Wednesday 7 November 2012

55. Stock markets after the election or Why you should understand economics

I have found a good example of the problem that has been bugging me for a long time: explanations of what happened in the stock market. There is a whole industry trying to explain each day what happened: why stocks went up, why they went down etc. The problem is that, even with the benefit of hindsight, some of those comments do not make much sense. Hindsight is supposedly 20/20, but not in the case of financial commentators. I do not know why. But I do know that all these explanations sound plausible. To distinguish good from bad from nonsense you need basic financial and economic knowledge.

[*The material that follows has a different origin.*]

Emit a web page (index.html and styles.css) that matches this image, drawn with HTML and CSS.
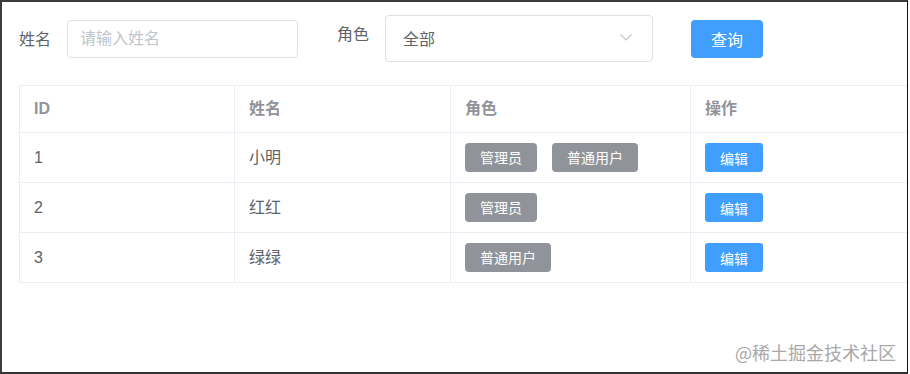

So to the example. Yesterday President Obama was reelected. Today markets fell by around 3%. Why?

This article  explains that "investors' focus shifted to the looming "fiscal cliff" debate and Europe's economic troubles."

That article explains that "despite the fact that polls had been indicating for some time that President Obama was likely to win, that expectation was not shared by many financiers."

Who is right? The first article sees investors as not being able to do two things at once: follow an election and focus on the fiscal cliff and Europe's problems. They devoted all their attention to the election and only with the election over they noticed other problems.

That is silly.

The second article uses reasoning based on one conclusion from the efficient markets hypothesis: expected events do not affect stock markets. So the fact that markets reacted negatively to Obama's win means that investors did not believe he will win. That is surprising because the numerous polls left little doubt, but never underestimate people's ability to delude themselves in political matters.

So the second explanation makes sense, the first does not.

In the future you will be playing the markets so you need to understand the causes of market movements.